Let's take a look at the eight albums on four twofer CDs:
• Solo / Timeless: If there was any thought that Frankie Valli's decision to pursue a solo career was met with animosity from the rest of the 4 Seasons, the cover photo of the 1967 Philips Records album Solo was meant to dispel the notion, with Valli standing on a silver platter held upward by the group. It would launch a 40-year-plus solo career. The 4 Seasons were on hand, but Valli was clearly up front, sans group harmonies. The album went to No. 34 abetted by the smash hit "Can't Take My Eyes Off You." Bob Crewe produced with Bob Gaudio arranging. Many of the Solo songs were originally released as Philips and Smash singles including "The Sun Ain't Gonna Shine (Anymore)," which became a No. 16 hit for the Walker Brothers. The 1968 album Timeless boasted more cohesion as an album, with arrangements by frequent 4 Seasons collaborator Charles Calello. The single "To Give (The Reason I Live)" cracked the Top 30. The album also contained the Neil Sedaka/Carole Bayer Sager song "Make The Music Play."
• Close Up / Valli: Valli shifted from Philips to Motown's pop label, Mowest, where not much happened, and then to Private Stock (otherwise known as the home of Blondie and Robert Gordon) in 1975, where the hits resumed.
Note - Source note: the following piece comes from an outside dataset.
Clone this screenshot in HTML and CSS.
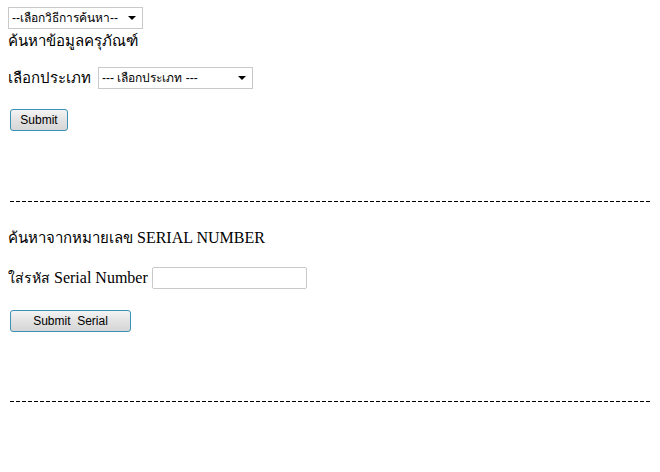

When he left Motown, Valli brought an unreleased song over from the label that he believed could be a hit. The master cost him a reputed $4,000. The song was "My Eyes Adored You," which charted No. 1, jump-started Private Stock and re-ignited Valli's solo career. The surrounding album, 1976's Close Up, notched No. 51 on the chart and featured contributions from Crewe, Gaudio and Sandy Linzer. The album's twofer-mate, Valli, recorded in 1976, includes Boz Scaggs' "We're All Alone" and "Easily" as well as the song "Lucia," which featured the London Symphony Orchestra.
• Our Day Will Come / Lady Put The Light Out: Disco had permeated pop music by 1976, and Our Day Will Come featured a big Valli disco hit, the Ruby & the Romantics song "Our Day Will Come," with guest vocalist Patti Austin; it charted at No. 11. Other key tracks were "How'd I Know That Love Would Slip Away" and "You Can Bet (I Ain't Going Nowhere)," the latter penned by the album's co-producer Dave Appell, formerly of Cameo/Parkway Records. Lady Put The Light Out, which followed in 1977, featured contributions by some of the best writers of the era: Paul Anka, Albert Hammond, Barry Mann & Cynthia Weil, Carol Bayer Sager and even the Raspberries' Eric Carmen. Carmen wrote the album's lead track, "I Need You," as well as "Boats Against The Current." The most notable track may be the title tune, which according to annotator Ritz describes as "dead-on as (Valli) bends and milks every nuance of the lyrics. A highlight on any album."
• Frankie Valli . . . Is The Word / Heaven About Me: Valli segued from Private Stock to Warner/Curb for 1978's . . . Is The Word. This followed the singer's cameo in the movie Sgt. Pepper's Lonely Hearts Club Band, where he met one of the greatest latter-day falsetto vocalists, Barry Gibb of the Bee Gees. Gibb had always thought the two singers would work together one day, and that day came when Gibb was commissioned to write the title song for the film adaptation of the stage hit Grease. Valli's version of the song became a No. 1 hit, one of the few times the Brothers Gibb didn't occupy the top slot that year. Gibb also wrote the song "Save Me, Save Me," reflecting both Grease and Saturday Night Fever. And Jazz Crusaders flutist Hubert Sumlin came on board with the jazzy and laid-back "A Tear Can Tell." Heaven Above Me, released on MCA/Curb in 1980, featured the charting song "Where Did We Go Wrong," a duet with Chris Forde. Crewe and Gaudio co-wrote both that song and one called "Soul." Valli also waxed French on "Passion for Paris." It was during this time that Valli went through various operations for ostosclerosis, a rare affliction that nearly cost him his hearing. Fortunately, he recovered and continued a career that has now spanned nearly 50 years and has recently been immortalized with the Tony Award-winning Broadway musical Jersey Boys.